What you will do
Below are records. Copy every line with "styles" in it.

Source material
..........
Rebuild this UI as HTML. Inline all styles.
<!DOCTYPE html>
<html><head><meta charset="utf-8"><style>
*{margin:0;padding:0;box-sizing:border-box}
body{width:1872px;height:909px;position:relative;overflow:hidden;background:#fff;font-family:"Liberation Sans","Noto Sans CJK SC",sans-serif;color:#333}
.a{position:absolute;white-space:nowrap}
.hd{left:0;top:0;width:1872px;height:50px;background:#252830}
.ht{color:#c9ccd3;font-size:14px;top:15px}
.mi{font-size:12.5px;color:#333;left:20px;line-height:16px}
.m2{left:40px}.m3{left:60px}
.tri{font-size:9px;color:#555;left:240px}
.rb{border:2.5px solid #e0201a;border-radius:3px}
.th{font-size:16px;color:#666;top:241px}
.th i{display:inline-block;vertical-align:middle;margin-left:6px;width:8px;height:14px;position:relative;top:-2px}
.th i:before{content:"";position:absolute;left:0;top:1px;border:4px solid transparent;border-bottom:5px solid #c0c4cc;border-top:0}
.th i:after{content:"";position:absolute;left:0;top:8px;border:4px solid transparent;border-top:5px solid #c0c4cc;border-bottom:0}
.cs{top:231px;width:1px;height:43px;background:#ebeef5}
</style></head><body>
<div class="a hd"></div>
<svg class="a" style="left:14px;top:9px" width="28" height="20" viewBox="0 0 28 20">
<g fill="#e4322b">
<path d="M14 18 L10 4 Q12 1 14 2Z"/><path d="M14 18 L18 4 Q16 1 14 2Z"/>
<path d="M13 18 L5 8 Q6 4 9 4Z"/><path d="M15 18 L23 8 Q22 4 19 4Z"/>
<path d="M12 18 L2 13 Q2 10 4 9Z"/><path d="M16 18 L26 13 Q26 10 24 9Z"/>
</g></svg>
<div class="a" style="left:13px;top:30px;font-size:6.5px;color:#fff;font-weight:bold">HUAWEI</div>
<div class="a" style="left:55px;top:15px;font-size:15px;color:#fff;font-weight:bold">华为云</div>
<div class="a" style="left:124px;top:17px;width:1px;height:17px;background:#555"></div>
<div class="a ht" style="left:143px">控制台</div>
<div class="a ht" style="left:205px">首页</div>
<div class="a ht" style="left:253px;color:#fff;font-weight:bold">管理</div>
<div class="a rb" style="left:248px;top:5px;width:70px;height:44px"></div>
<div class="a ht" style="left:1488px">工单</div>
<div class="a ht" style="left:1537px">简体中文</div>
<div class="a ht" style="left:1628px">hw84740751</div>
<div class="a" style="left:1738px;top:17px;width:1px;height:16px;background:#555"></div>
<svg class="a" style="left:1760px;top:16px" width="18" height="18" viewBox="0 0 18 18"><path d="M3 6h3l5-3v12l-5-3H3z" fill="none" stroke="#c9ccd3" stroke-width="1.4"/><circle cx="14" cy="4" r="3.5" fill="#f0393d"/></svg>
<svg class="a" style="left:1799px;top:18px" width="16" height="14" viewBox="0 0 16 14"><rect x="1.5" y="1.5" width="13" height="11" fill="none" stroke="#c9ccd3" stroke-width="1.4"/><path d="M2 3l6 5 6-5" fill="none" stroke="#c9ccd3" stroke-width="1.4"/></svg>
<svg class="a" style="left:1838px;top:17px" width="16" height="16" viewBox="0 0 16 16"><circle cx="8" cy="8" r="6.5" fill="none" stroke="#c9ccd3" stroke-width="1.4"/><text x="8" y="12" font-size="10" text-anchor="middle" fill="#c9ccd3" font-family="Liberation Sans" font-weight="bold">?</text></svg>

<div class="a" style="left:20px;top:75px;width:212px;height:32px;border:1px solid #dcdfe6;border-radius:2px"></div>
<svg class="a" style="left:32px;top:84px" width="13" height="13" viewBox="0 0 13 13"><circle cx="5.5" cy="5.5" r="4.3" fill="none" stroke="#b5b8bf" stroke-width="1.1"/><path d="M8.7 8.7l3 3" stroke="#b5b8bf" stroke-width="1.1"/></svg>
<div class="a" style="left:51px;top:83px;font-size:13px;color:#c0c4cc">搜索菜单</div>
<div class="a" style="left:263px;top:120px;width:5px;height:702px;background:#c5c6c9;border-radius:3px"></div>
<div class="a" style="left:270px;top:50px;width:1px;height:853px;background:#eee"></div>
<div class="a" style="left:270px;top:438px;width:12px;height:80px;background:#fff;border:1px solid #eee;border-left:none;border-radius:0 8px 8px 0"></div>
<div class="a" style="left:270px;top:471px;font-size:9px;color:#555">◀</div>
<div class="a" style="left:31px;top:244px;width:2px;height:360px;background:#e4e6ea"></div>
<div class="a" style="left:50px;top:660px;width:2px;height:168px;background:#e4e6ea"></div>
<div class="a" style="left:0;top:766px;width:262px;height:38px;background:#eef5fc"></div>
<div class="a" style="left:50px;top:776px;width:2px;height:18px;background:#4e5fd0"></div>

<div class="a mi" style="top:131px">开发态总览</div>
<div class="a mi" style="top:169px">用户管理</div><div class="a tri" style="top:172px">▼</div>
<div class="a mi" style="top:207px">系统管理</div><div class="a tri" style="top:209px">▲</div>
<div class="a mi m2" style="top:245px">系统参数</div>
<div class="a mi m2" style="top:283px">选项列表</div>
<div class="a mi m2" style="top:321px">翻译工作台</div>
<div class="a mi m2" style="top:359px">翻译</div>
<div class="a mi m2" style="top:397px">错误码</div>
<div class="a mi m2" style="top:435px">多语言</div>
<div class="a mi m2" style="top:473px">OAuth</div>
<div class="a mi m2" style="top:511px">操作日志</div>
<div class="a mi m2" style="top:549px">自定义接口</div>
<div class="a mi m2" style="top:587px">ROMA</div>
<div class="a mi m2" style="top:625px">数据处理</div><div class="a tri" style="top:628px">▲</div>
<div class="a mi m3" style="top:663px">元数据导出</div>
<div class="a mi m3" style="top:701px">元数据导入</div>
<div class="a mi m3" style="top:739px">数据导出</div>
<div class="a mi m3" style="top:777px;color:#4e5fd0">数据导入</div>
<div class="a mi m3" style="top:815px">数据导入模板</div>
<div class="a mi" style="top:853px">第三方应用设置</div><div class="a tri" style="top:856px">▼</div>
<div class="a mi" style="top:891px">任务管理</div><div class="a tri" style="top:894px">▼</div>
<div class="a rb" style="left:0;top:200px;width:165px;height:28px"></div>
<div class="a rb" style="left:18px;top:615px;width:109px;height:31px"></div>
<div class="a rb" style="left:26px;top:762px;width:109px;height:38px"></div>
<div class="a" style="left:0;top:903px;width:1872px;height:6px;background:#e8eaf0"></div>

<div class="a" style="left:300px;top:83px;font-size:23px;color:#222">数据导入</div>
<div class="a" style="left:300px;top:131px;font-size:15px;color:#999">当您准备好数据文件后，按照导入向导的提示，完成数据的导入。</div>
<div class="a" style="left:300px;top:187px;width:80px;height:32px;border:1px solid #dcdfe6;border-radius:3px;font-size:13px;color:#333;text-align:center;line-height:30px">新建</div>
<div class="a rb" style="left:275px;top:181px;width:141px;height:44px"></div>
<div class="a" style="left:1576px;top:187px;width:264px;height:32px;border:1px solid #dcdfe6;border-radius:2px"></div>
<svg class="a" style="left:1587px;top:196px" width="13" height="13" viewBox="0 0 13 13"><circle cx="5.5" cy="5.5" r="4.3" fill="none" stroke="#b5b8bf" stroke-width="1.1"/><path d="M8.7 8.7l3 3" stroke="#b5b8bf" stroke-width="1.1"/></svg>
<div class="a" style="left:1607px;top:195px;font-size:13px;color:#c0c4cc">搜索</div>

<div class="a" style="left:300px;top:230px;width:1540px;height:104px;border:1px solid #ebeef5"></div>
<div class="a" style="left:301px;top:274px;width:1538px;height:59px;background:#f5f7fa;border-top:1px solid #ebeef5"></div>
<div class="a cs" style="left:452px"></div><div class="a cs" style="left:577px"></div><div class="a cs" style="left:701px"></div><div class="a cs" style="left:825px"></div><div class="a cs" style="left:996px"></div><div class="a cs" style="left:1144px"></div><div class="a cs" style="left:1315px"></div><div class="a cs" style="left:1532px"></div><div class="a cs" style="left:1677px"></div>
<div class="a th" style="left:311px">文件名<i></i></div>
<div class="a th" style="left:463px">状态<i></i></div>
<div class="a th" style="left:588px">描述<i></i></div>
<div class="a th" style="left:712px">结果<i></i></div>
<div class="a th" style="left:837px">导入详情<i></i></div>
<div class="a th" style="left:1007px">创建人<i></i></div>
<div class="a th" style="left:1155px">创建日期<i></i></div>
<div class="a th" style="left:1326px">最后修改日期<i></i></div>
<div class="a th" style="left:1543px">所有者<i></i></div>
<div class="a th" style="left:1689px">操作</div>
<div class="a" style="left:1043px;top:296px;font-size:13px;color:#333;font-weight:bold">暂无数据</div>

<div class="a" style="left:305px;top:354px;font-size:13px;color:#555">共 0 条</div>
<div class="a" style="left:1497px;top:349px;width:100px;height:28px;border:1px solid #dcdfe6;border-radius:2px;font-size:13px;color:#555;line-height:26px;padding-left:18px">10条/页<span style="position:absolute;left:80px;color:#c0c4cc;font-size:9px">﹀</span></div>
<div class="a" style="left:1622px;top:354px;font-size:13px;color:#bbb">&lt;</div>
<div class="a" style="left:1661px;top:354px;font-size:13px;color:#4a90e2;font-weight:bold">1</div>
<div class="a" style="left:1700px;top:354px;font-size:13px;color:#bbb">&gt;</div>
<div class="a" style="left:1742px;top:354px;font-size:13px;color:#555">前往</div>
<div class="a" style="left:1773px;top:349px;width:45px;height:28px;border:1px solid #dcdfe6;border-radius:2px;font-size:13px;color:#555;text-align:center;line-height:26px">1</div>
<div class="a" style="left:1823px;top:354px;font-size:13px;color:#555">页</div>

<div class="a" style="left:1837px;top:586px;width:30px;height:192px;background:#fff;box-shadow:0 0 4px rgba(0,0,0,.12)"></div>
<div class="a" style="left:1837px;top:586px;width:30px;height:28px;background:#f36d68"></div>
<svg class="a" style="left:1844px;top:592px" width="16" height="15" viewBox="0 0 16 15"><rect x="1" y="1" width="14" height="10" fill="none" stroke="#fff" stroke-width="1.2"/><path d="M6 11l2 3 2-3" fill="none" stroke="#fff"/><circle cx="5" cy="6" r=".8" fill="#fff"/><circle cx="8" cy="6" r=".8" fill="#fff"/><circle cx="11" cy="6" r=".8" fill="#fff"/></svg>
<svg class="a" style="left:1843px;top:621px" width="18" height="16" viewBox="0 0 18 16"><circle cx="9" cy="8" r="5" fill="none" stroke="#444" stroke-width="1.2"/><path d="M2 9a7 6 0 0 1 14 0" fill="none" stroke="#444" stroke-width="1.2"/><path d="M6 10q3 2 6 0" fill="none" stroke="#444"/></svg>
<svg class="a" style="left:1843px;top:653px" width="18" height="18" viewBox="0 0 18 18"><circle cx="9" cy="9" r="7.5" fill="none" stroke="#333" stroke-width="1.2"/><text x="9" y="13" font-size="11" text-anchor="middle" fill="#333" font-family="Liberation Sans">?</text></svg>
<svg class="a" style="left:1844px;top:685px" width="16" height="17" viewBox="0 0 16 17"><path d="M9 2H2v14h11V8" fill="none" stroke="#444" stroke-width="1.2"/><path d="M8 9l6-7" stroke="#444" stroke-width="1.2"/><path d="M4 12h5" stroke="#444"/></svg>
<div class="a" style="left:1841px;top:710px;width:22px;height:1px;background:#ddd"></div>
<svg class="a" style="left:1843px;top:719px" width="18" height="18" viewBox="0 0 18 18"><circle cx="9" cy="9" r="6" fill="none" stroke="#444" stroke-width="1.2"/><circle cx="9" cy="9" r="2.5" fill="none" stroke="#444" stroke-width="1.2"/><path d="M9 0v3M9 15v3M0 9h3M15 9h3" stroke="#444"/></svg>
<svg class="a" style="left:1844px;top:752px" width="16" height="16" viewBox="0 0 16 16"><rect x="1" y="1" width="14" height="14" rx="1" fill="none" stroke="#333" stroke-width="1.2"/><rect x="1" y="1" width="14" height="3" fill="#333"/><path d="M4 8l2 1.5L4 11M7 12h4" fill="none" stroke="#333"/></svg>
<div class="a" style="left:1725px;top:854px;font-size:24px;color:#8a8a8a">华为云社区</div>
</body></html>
..........
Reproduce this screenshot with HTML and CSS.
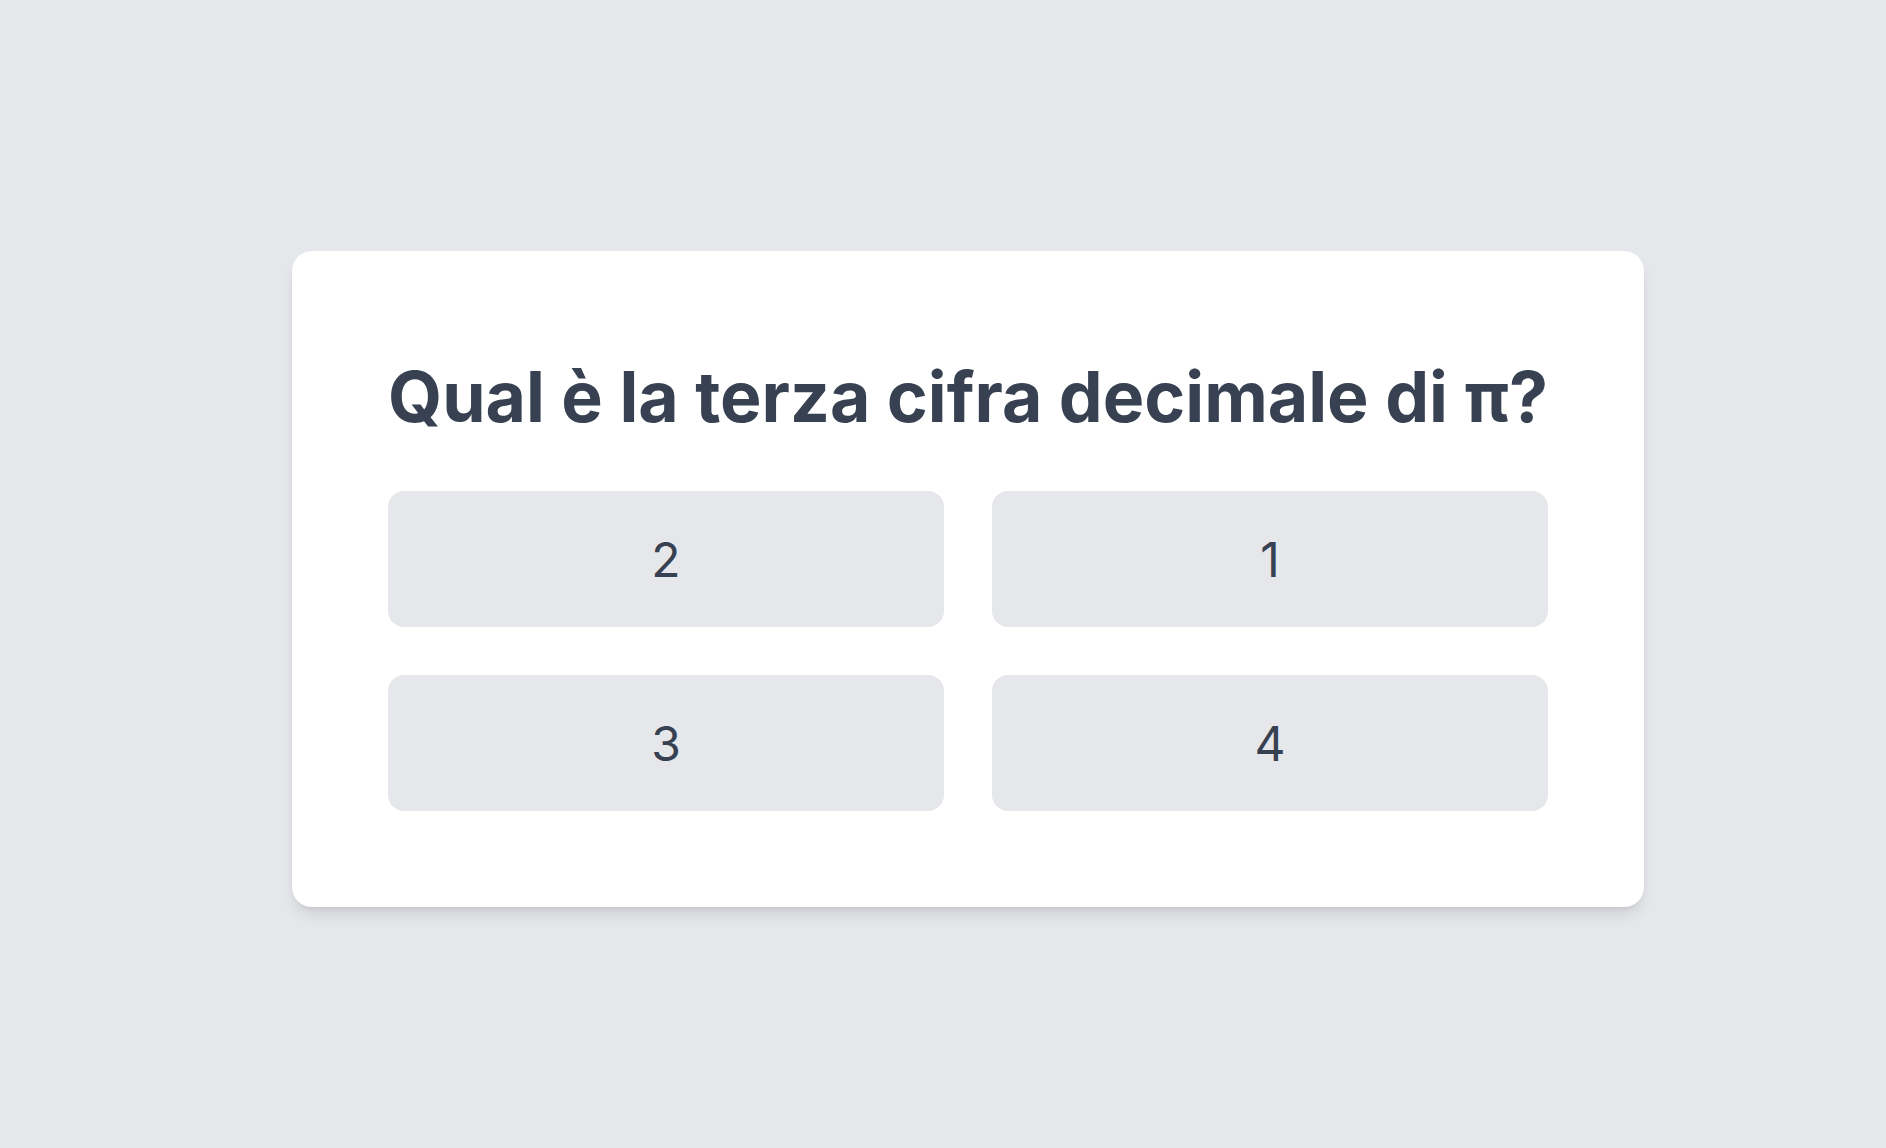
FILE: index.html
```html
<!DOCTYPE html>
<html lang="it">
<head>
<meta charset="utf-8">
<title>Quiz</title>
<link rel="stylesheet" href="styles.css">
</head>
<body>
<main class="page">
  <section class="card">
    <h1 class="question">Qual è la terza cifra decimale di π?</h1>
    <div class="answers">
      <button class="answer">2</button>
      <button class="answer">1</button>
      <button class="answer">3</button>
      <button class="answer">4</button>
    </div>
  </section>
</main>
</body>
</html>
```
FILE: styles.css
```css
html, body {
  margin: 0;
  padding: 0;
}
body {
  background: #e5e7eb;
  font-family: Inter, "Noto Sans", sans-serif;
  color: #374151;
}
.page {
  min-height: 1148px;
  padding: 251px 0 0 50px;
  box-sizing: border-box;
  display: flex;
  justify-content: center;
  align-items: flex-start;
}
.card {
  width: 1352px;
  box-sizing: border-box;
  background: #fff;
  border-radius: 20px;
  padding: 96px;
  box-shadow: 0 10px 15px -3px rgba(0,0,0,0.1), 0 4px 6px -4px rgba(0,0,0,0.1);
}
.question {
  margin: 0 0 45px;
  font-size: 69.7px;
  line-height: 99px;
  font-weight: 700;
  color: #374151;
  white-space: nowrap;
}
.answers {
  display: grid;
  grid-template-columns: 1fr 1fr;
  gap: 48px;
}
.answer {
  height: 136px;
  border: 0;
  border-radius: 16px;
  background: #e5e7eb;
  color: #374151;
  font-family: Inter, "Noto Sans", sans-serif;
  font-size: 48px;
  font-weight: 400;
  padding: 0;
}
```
..........
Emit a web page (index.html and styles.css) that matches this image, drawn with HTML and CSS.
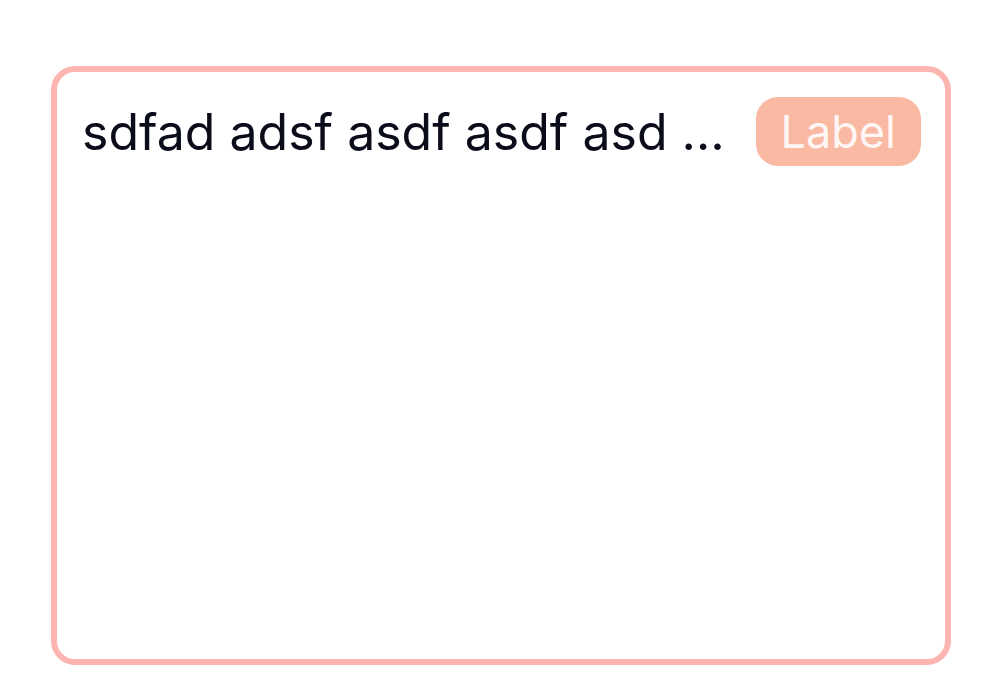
..........
Solution for this problem
Rebuild this UI as HTML. Inline all styles.
<link rel="stylesheet" href="styles.css">
FILE: styles.css
Emit a web page (index.html and styles.css) that matches this image, drawn with HTML and CSS.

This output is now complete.